I went across the street after that to a used clothing store and sighed as I dug through the racks. Because I am a former Delia’s model, nothing is small enough and the used Doc Martens remind me of happier times.

My third incarnation involved the wide­-brimmed red fedora. I put on a burgundy leather jacket, a layer of deep berry colored lipstick and whipped the hair into a messy braid. I was alt Carmen Sandiego and I was on the run.

About halfway down the stairs of my building I decided that my incarnation of Carmen Sandiego was actually a detective who was smarter than Sherlock Holmes: Becca Sandiego. I was alert. No, I was hyper­-aware. I was on the prowl for crimes to solve. Criminals to put to justice.

I walked over to the police precinct by myself fully intending to go inside and offer them my services.

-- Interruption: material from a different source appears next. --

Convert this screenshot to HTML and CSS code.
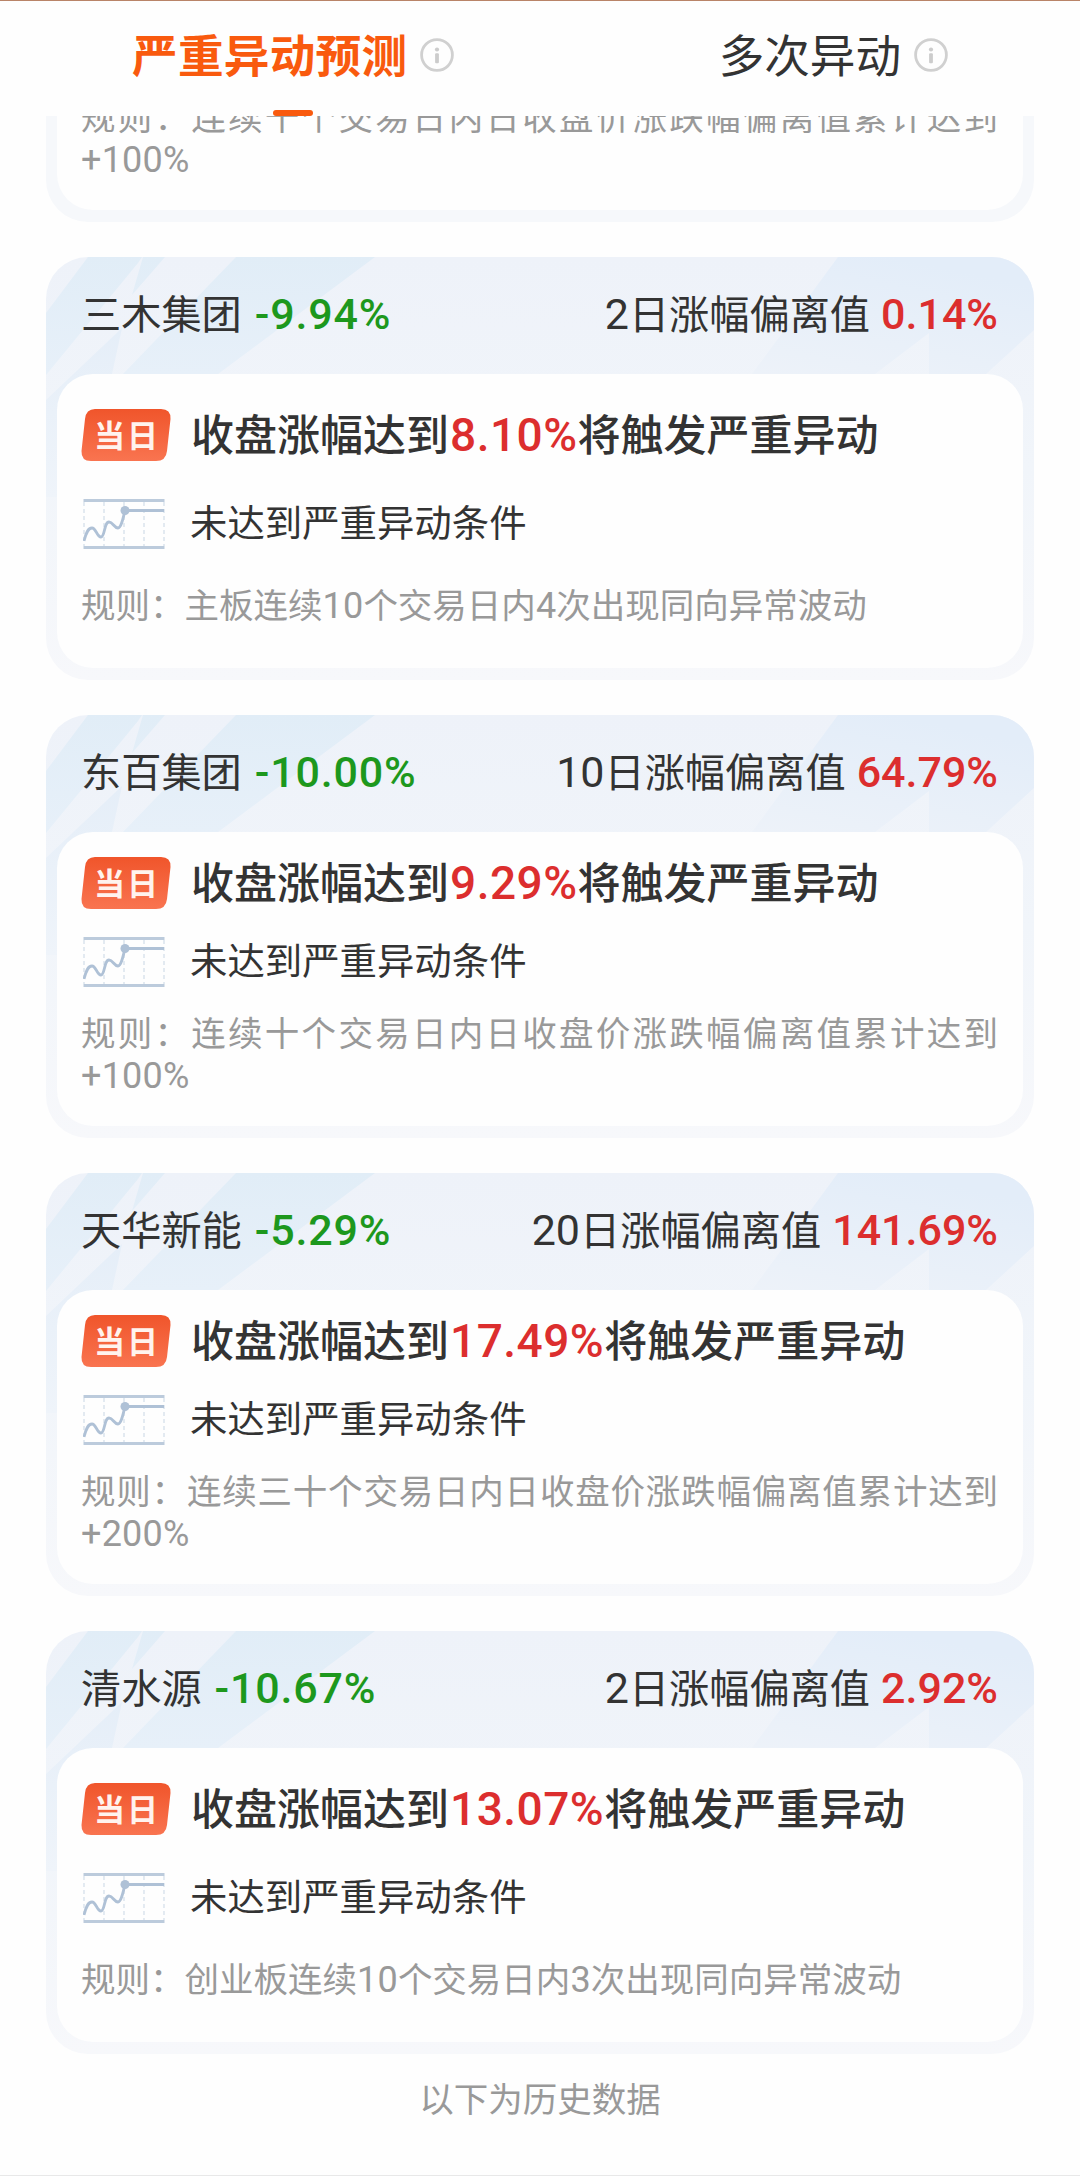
FILE: index.html
```
<!DOCTYPE html>
<html lang="zh-CN">
<head>
    <meta charset="UTF-8">
    <title>严重异动预测</title>
    <link rel="stylesheet" href="styles.css">
</head>
<body>
    <svg class="defs" width="0" height="0">
        <defs>
            <linearGradient id="streakLeft" x1="0" y1="0" x2="0" y2="1">
                <stop offset="0" stop-color="#e1edf7"/>
                <stop offset="1" stop-color="#e7f0f9"/>
            </linearGradient>
            <linearGradient id="streakFade" x1="0" y1="0" x2="0" y2="1">
                <stop offset="0" stop-color="#e5eef8"/>
                <stop offset="1" stop-color="#eff4fa"/>
            </linearGradient>
            <linearGradient id="streakRight" x1="0" y1="1" x2="0.5" y2="0">
                <stop offset="0" stop-color="#edf2f9"/>
                <stop offset="1" stop-color="#e3edf9"/>
            </linearGradient>
            <linearGradient id="badgeFill" x1="0" y1="0" x2="0" y2="1">
                <stop offset="0" stop-color="#f0552b"/>
                <stop offset="1" stop-color="#f97450"/>
            </linearGradient>
            <symbol id="streaks" viewBox="0 0 988 240">
                <path fill="url(#streakLeft)" d="M42 0H96L92 6L0 118V56ZM97 0H119L86 38ZM190 0H329L172 117H77Z"/>
                <path fill="url(#streakFade)" d="M76 71L66 117L11 240H0V143Z"/>
                <path fill="url(#streakRight)" d="M792 0H988V73L940 117H883V76L829 117H706Z"/>
            </symbol>
            <symbol id="info" viewBox="0 0 34 34">
                <circle cx="17" cy="17" r="15.4" fill="none" stroke="#d0d0d0" stroke-width="2.8"/>
                <circle cx="17" cy="11.5" r="2.1" fill="#ccc"/>
                <rect x="15.1" y="15.2" width="3.8" height="10" rx="1" fill="#ccc"/>
            </symbol>
            <symbol id="badge" viewBox="0 0 90 52">
                <path fill="url(#badgeFill)" d="M14 0H80Q90 0 89.5 10L86 42Q85 52 75 52H10Q0 52 .5 42L4 10Q5 0 14 0Z"/>
            </symbol>
            <symbol id="chart" viewBox="0 0 82 50">
                <path d="M1 3V47M21 3V47M41 3V47M61 3V47M81 3V47" stroke="#d8e2ec" stroke-width="1.4" stroke-dasharray="4 3"/>
                <path d="M.5 1.5H81.5M.5 48.5H81.5" stroke="#bccbdc" stroke-width="3"/>
                <path d="M1 42C3 34 5 29 9 29C13 29 14 38 18 38C22 38 21 23 26 23C30 23 31 29 35 29C38 29 40 20 42 11.5H81" fill="none" stroke="#afc1d6" stroke-width="2.8"/>
                <circle cx="42" cy="11.5" r="4.5" fill="#afc1d6"/>
            </symbol>
        </defs>
    </svg>

    <header class="tabs">
        <div class="tab active">
            <span>严重异动预测</span>
            <svg class="info"><use href="#info"/></svg>
        </div>
        <div class="tab">
            <span>多次异动</span>
            <svg class="info"><use href="#info"/></svg>
        </div>
    </header>

    <main class="list">
        <section class="card cut">
            <div class="card-body">
                <p class="rule">规则：连续十个交易日内日收盘价涨跌幅偏离值累计达到<span class="num">+100%</span></p>
            </div>
        </section>

        <section class="card">
            <svg class="streaks"><use href="#streaks"/></svg>
            <div class="card-head">
                <div>三木集团 <b class="num down">-9.94%</b></div>
                <div><span class="num">2</span>日涨幅偏离值 <b class="num up">0.14%</b></div>
            </div>
            <div class="card-body">
                <div class="row trigger">
                    <div class="badge"><svg><use href="#badge"/></svg><span>当日</span></div>
                    <div>收盘涨幅达到<b class="num up">8.10%</b>将触发严重异动</div>
                </div>
                <div class="row status">
                    <svg class="chart"><use href="#chart"/></svg>
                    <div>未达到严重异动条件</div>
                </div>
                <p class="rule">规则：主板连续<span class="num">10</span>个交易日内<span class="num">4</span>次出现同向异常波动</p>
            </div>
        </section>

        <section class="card">
            <svg class="streaks"><use href="#streaks"/></svg>
            <div class="card-head">
                <div>东百集团 <b class="num down">-10.00%</b></div>
                <div><span class="num">10</span>日涨幅偏离值 <b class="num up">64.79%</b></div>
            </div>
            <div class="card-body tall">
                <div class="row trigger">
                    <div class="badge"><svg><use href="#badge"/></svg><span>当日</span></div>
                    <div>收盘涨幅达到<b class="num up">9.29%</b>将触发严重异动</div>
                </div>
                <div class="row status">
                    <svg class="chart"><use href="#chart"/></svg>
                    <div>未达到严重异动条件</div>
                </div>
                <p class="rule">规则：连续十个交易日内日收盘价涨跌幅偏离值累计达到<span class="num">+100%</span></p>
            </div>
        </section>

        <section class="card">
            <svg class="streaks"><use href="#streaks"/></svg>
            <div class="card-head">
                <div>天华新能 <b class="num down">-5.29%</b></div>
                <div><span class="num">20</span>日涨幅偏离值 <b class="num up">141.69%</b></div>
            </div>
            <div class="card-body tall">
                <div class="row trigger">
                    <div class="badge"><svg><use href="#badge"/></svg><span>当日</span></div>
                    <div>收盘涨幅达到<b class="num up">17.49%</b>将触发严重异动</div>
                </div>
                <div class="row status">
                    <svg class="chart"><use href="#chart"/></svg>
                    <div>未达到严重异动条件</div>
                </div>
                <p class="rule">规则：连续三十个交易日内日收盘价涨跌幅偏离值累计达到<span class="num">+200%</span></p>
            </div>
        </section>

        <section class="card">
            <svg class="streaks"><use href="#streaks"/></svg>
            <div class="card-head">
                <div>清水源 <b class="num down">-10.67%</b></div>
                <div><span class="num">2</span>日涨幅偏离值 <b class="num up">2.92%</b></div>
            </div>
            <div class="card-body">
                <div class="row trigger">
                    <div class="badge"><svg><use href="#badge"/></svg><span>当日</span></div>
                    <div>收盘涨幅达到<b class="num up">13.07%</b>将触发严重异动</div>
                </div>
                <div class="row status">
                    <svg class="chart"><use href="#chart"/></svg>
                    <div>未达到严重异动条件</div>
                </div>
                <p class="rule">规则：创业板连续<span class="num">10</span>个交易日内<span class="num">3</span>次出现同向异常波动</p>
            </div>
        </section>
    </main>

    <footer class="history">以下为历史数据</footer>
</body>
</html>
```

FILE: styles.css
```
* { box-sizing: border-box; }
body { margin: 0; height: 2176px; overflow: hidden; display: flex; flex-direction: column; background: #fefefe; color: #333; font-family: "Noto Sans CJK SC", sans-serif; border-bottom: 1px solid #e8e8e8; }
.defs { position: absolute; }

.tabs { position: relative; z-index: 1; display: flex; justify-content: space-between; height: 116px; padding: 0 132px; border-top: 1px solid #b98468; background: #fefefe; }
.tab { position: relative; display: flex; gap: 13px; height: 109px; align-items: center; font-size: 45.6px; }
.tab span { margin-top: -6px; }
.tab .info { margin-top: -1px; }
.tab.active { color: #f95a0e; font-weight: 700; letter-spacing: 0.3px; }
.tab.active::after { content: ""; position: absolute; left: 141px; bottom: -6px; width: 40px; height: 6px; border-radius: 3px; background: #f95a0e; }
.info { width: 34px; height: 34px; }

.list { display: flex; flex-direction: column; gap: 35px; padding: 0 46px; }
.card { position: relative; height: 423px; padding: 0 11px 12px; border-radius: 42px; overflow: hidden; background: linear-gradient(#eef2f9, #f1f5fa 50%, #f7f8fb); }
.streaks { position: absolute; left: 0; top: 0; width: 988px; height: 240px; }
.card-head { position: relative; display: flex; justify-content: space-between; align-items: center; height: 117px; padding: 0 25px 7px 24px; font-size: 40.2px; line-height: 60px; white-space: pre; }
.card-body { position: relative; height: 294px; padding: 33px 25px 0 24px; border-radius: 36px; background: #fefefe; }

.num { font-family: Roboto, sans-serif; font-size: 1.07em; line-height: 1; font-weight: 400; }
b.num { font-weight: 500; }
.up { color: #dc2e2e; }
.down { color: #1d981d; }
.card-head .up { margin-left: 2px; }
.card-head .down { margin-left: 4px; letter-spacing: 0.8px; }

.row { display: flex; align-items: flex-start; white-space: nowrap; }
.trigger { gap: 20px; height: 56px; padding-top: 2px; font-size: 43px; font-weight: 500; line-height: 46px; }
.trigger .up { margin-left: 1px; letter-spacing: 0.5px; }
.status { gap: 25px; height: 50px; margin-top: 36px; padding-left: 2px; font-size: 37.4px; line-height: 44px; }
.rule { margin: 33px 0 0; font-size: 34.5px; line-height: 42px; color: #999; text-align: justify; }
.rule .num { font-size: 36px; letter-spacing: 0.2px; }
.tall { padding-top: 23px; }
.tall .status { margin-top: 26px; }
.tall .rule { margin-top: 23px; }

.badge { position: relative; width: 90px; height: 52px; }
.badge svg { display: block; width: 90px; height: 52px; }
.badge span { position: absolute; left: 0; top: 0; width: 92px; text-align: center; font-size: 31px; font-weight: 700; line-height: 50px; letter-spacing: 2px; color: #fff3ee; }
.chart { width: 82px; height: 50px; }

/* first card is scrolled under the tabs */
.cut { height: 106px; border-radius: 0 0 42px 42px; background: #f6f8fb; overflow: visible; }
.cut .card-body { display: flex; height: 94px; padding-top: 0; border-radius: 0 0 36px 36px; }
.cut .rule { margin-top: -22px; }

.history { margin-top: 22px; text-align: center; font-size: 34.5px; line-height: 42px; color: #999; }
```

Instead at the last second I lost my resolve and just lingered at the front steps. An officer was coming in carrying a tray of coffee. “Can I help you with something?”

I wasn’t Becca Sandiego after all. I was Becca Stokes in a wig lurking outside of a police station. It’s time to the send wig back to its maker. For lo, I’m not a detective, I’m a dork whose passion for playing pretend temporarily fused with her deep mullet-based insecurity.

I don’t know about donning these things to go to and from the gym, but I do know that the transformative power of costumes and characters still holds sway with me and probably always will.